**What to work on**
Pull out exactly the lines from the line containing "Reproduce this screenshot" to the line containing "import React from", both lines included, with pictures removed from the copy.

**Material supplied**
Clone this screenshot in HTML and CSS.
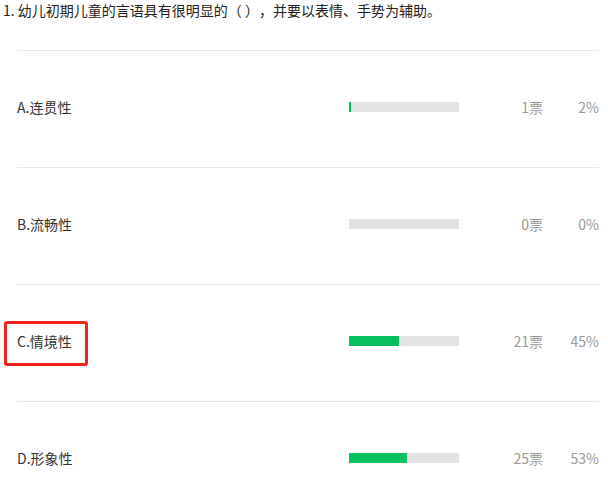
---
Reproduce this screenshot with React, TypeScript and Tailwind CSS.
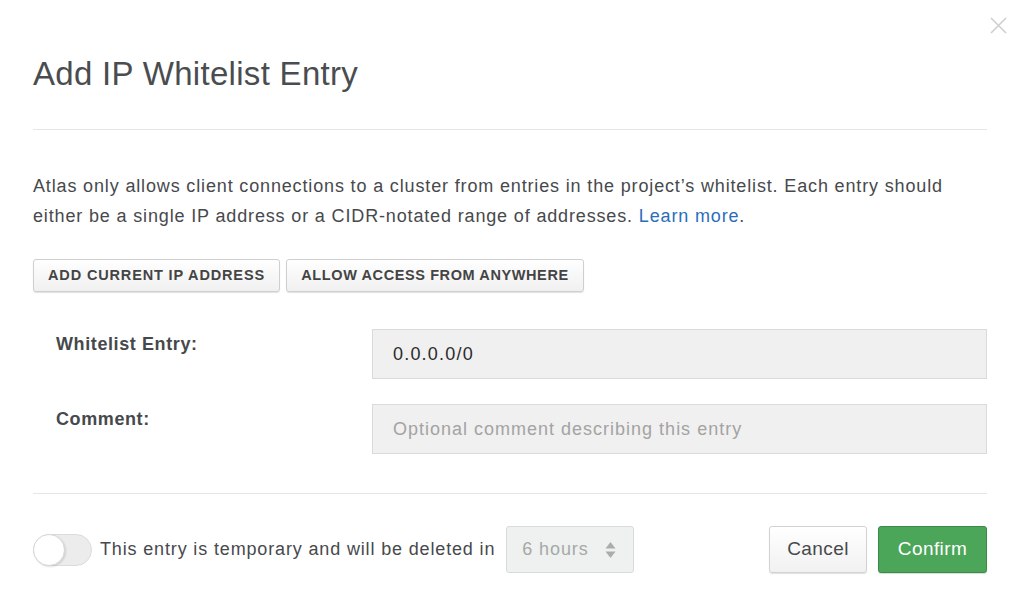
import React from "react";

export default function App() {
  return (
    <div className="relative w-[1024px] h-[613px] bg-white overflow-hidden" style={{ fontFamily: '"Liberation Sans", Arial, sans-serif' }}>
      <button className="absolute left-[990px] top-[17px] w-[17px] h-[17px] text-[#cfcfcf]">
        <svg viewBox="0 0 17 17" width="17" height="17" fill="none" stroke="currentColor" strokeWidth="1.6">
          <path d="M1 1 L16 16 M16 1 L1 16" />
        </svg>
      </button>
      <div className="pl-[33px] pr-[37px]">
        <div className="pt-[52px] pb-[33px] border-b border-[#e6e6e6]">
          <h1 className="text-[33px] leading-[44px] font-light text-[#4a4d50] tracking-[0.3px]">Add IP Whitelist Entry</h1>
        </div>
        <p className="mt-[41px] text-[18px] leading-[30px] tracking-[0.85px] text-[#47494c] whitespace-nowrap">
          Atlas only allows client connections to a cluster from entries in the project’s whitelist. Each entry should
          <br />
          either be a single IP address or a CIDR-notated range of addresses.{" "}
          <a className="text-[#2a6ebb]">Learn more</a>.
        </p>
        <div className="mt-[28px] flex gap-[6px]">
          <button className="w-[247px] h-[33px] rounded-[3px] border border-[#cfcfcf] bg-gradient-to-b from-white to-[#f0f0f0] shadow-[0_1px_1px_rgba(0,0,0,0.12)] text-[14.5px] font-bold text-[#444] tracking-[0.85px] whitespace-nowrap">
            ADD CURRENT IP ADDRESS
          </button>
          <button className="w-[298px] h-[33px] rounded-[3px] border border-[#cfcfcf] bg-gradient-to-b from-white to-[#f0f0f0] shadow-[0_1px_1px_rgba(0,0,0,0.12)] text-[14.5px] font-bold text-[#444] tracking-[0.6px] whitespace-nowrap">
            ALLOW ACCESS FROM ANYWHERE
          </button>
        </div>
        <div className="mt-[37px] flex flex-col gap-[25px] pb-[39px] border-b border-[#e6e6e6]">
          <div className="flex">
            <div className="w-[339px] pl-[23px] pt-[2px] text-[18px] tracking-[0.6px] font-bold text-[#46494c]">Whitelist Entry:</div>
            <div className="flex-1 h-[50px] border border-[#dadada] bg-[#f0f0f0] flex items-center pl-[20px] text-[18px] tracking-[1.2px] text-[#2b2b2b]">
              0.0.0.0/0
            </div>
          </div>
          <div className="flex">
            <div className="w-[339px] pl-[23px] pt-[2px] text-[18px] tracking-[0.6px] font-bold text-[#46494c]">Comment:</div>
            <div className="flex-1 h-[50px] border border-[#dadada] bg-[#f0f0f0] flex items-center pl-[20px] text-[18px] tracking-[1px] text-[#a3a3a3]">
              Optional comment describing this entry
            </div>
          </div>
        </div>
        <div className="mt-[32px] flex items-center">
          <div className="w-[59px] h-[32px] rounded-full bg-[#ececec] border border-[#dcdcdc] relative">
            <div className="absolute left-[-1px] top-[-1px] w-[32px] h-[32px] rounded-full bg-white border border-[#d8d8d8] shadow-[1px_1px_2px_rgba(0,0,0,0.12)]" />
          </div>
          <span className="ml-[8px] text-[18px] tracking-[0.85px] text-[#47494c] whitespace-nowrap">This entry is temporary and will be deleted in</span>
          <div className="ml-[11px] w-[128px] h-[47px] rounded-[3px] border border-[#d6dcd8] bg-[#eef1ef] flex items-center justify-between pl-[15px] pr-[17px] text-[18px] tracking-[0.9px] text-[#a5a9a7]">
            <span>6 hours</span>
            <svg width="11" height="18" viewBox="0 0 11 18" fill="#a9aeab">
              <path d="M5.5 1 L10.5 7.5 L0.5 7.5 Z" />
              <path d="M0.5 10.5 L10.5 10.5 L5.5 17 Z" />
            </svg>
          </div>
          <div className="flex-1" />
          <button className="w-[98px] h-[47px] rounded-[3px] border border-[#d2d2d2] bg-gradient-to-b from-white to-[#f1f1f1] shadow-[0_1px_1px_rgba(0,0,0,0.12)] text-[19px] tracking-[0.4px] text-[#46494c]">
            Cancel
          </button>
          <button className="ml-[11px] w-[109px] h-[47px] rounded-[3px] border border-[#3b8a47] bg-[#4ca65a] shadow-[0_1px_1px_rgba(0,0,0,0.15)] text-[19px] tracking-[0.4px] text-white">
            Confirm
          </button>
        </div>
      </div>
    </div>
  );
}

**Reply**
Reproduce this screenshot with React, TypeScript and Tailwind CSS.
import React from "react";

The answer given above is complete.